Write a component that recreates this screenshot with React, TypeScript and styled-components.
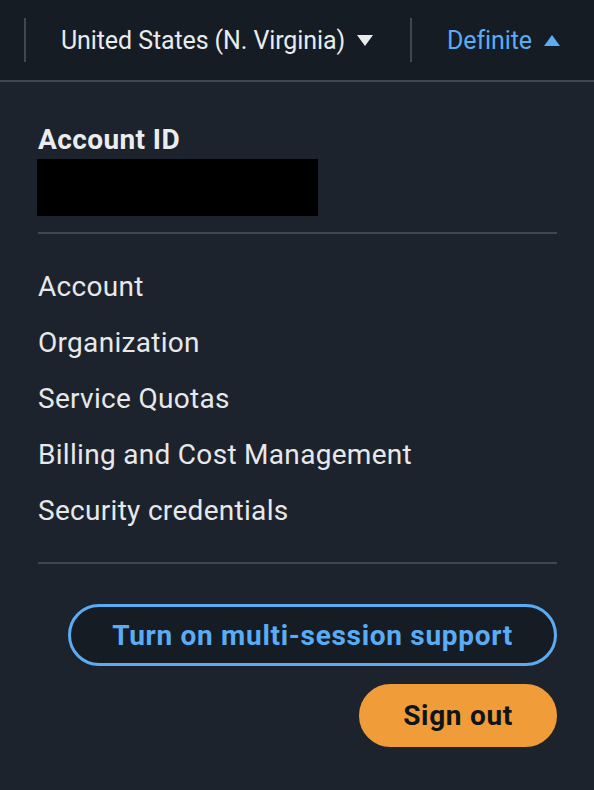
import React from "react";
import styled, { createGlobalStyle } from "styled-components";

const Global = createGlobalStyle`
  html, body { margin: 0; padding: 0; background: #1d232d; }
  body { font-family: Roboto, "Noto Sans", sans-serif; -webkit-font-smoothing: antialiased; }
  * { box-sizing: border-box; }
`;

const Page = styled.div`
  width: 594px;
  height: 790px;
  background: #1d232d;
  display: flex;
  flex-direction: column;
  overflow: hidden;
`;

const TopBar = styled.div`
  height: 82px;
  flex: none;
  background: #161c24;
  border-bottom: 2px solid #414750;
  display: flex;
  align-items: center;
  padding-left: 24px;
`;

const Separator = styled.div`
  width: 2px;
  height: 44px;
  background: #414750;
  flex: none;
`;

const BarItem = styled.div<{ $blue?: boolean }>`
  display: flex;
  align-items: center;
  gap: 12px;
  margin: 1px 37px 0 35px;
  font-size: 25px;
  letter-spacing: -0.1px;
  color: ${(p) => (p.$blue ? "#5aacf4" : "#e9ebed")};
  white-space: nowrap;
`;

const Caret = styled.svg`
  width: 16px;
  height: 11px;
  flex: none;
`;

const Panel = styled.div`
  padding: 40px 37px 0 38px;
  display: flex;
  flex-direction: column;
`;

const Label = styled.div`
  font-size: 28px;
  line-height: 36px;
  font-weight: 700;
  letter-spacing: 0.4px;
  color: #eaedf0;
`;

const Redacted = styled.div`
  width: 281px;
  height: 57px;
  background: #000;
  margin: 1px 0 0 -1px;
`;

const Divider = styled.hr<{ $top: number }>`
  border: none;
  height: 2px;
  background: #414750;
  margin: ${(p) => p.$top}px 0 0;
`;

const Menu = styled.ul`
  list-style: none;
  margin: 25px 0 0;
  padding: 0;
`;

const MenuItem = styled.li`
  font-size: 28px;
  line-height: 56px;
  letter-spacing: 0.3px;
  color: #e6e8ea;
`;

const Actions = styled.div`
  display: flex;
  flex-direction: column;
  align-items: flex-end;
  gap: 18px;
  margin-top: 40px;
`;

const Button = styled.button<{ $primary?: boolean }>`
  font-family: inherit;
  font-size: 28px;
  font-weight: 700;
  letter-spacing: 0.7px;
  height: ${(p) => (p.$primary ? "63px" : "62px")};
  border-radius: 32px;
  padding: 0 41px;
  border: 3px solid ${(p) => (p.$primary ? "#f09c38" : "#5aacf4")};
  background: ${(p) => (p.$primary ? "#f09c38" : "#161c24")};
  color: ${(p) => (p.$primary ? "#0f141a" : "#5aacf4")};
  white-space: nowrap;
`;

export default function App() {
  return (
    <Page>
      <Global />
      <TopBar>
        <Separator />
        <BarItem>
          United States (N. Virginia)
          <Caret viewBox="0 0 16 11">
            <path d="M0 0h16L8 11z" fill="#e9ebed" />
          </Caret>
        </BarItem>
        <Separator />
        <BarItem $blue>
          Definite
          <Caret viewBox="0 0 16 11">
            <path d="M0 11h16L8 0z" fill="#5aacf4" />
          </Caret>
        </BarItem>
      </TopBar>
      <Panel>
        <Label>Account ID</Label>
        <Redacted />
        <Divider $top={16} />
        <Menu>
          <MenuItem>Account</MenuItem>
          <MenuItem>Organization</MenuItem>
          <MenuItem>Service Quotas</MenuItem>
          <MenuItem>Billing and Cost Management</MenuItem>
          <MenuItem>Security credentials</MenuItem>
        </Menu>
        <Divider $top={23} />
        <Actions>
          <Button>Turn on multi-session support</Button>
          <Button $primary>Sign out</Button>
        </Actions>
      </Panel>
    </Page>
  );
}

### Directive:
Select and copy every line of the material that holds the string "React".

### Written solution:
Write a component that recreates this screenshot with React, TypeScript and styled-components.
import React from "react";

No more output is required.